Migmar tells me that boys are sent away to monasteries from the age of six, and they’re only allowed back home once a year. He admits that when he was young all he wanted to do was become a monk, but his family sent him to school.

I ask him if it’s right to say that education at a monastery would be more exclusively Tibetan, and school would offer a more international approach.

He agrees but says things are slowly changing.

‘Today, in a monastery most of the monks try to study other languages, something like English or Chinese. In the past it was only Tibetan.’

We join the crowd, who seem to be heading for the Maitreya chapel to see the Buddha. Migmar says that the majority of the pilgrims are from the rural east of Tibet and some may have travelled over 1000 miles to get here. Not only that, but they would try and make the journey once a year.

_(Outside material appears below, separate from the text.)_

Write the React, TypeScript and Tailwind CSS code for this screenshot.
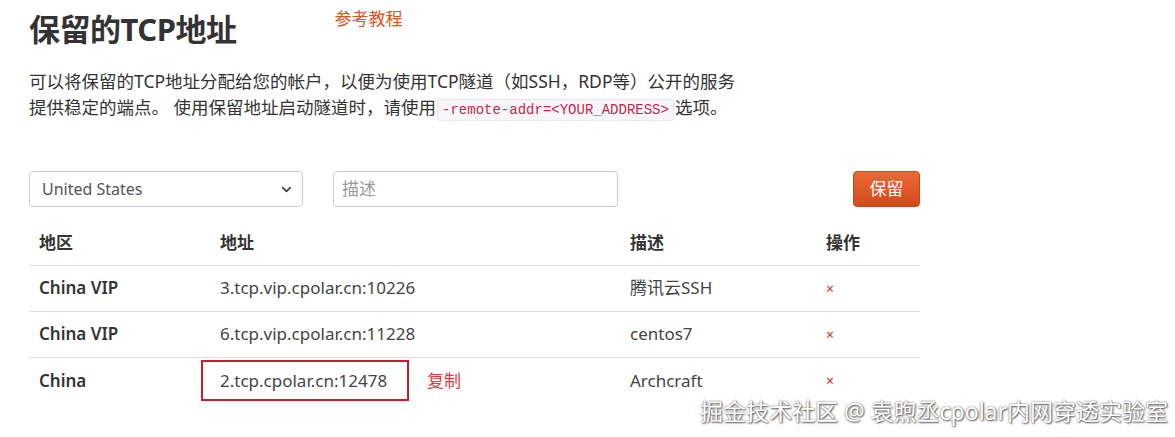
import { ChevronDown } from "lucide-react";

const font = { fontFamily: '"Noto Sans", "Noto Sans CJK SC", sans-serif' };

interface Row {
  region: string;
  address: string;
  desc: string;
  highlight?: boolean;
}

const rows: Row[] = [
  { region: "China VIP", address: "3.tcp.vip.cpolar.cn:10226", desc: "腾讯云SSH" },
  { region: "China VIP", address: "6.tcp.vip.cpolar.cn:11228", desc: "centos7" },
  { region: "China", address: "2.tcp.cpolar.cn:12478", desc: "Archcraft", highlight: true },
];

export default function App() {
  return (
    <div
      className="relative w-[1175px] h-[437px] overflow-hidden bg-white text-[#333] font-['Noto_Sans','Noto_Sans_CJK_SC',sans-serif]"
    >
      <div className="pl-[29px] pt-[10px] w-[920px]">
        <div className="flex items-start">
          <h1 className="text-[31px] font-bold leading-[40px] -mt-[1px] text-[#333] tracking-[-0.5px]">
            保留的TCP地址
          </h1>
          <a className="ml-[98px] text-[17px] leading-[18px] text-[#d9541e]">参考教程</a>
        </div>

        <p className="mt-[19px] text-[17.5px] leading-[26px] text-[#333] w-[740px]">
          可以将保留的TCP地址分配给您的帐户，以便为使用TCP隧道（如SSH，RDP等）公开的服务
          <br />
          提供稳定的端点。 使用保留地址启动隧道时，请使用
          <code className="mx-[1px] px-[4px] py-[2px] rounded-[3px] bg-[#f7f7f9] border border-[#e8e8ee] text-[#c7254e] text-[14px] font-['Liberation_Mono',monospace]">
            -remote-addr=&lt;YOUR_ADDRESS&gt;
          </code>
          选项。
        </p>

        <div className="mt-[48px] flex items-center h-[36px]">
          <div className="w-[274px] h-[36px] border border-[#ccc] rounded-[4px] flex items-center justify-between pl-[12px] pr-[8px] text-[16px] text-[#555]">
            <span>United States</span>
            <ChevronDown size={15} strokeWidth={3} className="text-[#444]" />
          </div>
          <div className="ml-[30px] w-[285px] h-[36px] border border-[#ccc] rounded-[4px] flex items-center pl-[8px] text-[17px] text-[#999]">
            描述
          </div>
          <button className="ml-auto w-[67px] h-[36px] rounded-[4px] bg-gradient-to-b from-[#ec6a35] to-[#d24a1a] border border-[#c8451a] text-white text-[17px]">
            保留
          </button>
        </div>

        <table className="mt-[14px] w-[891px] border-collapse text-[17px]" style={font}>
          <colgroup>
            <col className="w-[181px]" />
            <col className="w-[410px]" />
            <col className="w-[196px]" />
            <col className="w-[104px]" />
          </colgroup>
          <thead>
            <tr className="h-[44px] border-b border-[#ddd] text-left">
              <th className="pl-[10px] font-bold">地区</th>
              <th className="pl-[10px] font-bold">地址</th>
              <th className="pl-[10px] font-bold">描述</th>
              <th className="pl-[10px] font-bold">操作</th>
            </tr>
          </thead>
          <tbody>
            {rows.map((r, i) => (
              <tr key={i} className={`h-[46px] ${i < rows.length - 1 ? "border-b border-[#ddd]" : ""}`}>
                <td className="pl-[10px] font-semibold text-[#333]">{r.region}</td>
                <td className="pl-[10px] text-[#444]">
                  {r.highlight ? (
                    <div className="flex items-center">
                      <span className="-ml-[19px] w-[208px] h-[41px] border-2 border-[#c9202f] flex items-center pl-[17px]">
                        {r.address}
                      </span>
                      <span className="ml-[18px] text-[#e0393e]">复制</span>
                    </div>
                  ) : (
                    r.address
                  )}
                </td>
                <td className="pl-[10px] text-[#444]">{r.desc}</td>
                <td className="pl-[10px] text-[#c9302c] text-[14px]">×</td>
              </tr>
            ))}
          </tbody>
        </table>
      </div>

      <div className="absolute right-[7px] bottom-[13px] text-[23px] leading-[26px] text-white [text-shadow:0_0_2px_#666,1px_1px_2px_#555]">
        掘金技术社区 @ 袁煦丞cpolar内网穿透实验室
      </div>
    </div>
  );
}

Everyone who goes into the chapel, man, woman and child, has to squeeze up one of three steep and narrow stairways, about as precipitous as ladders, that can barely take two people abreast. The steps on either side are for going up and coming down and the ones in the middle are reserved only for the Dalai Lama and the Panchen Lama. Everybody struggles up and down. Quite happily.

Once up the steps the familiar sour smell of hot yak butter suffuses the chapel. Many of the pilgrims have brought butter and knives with them to cut slices, which they then drop in the copper bowls that contain the lighted candles.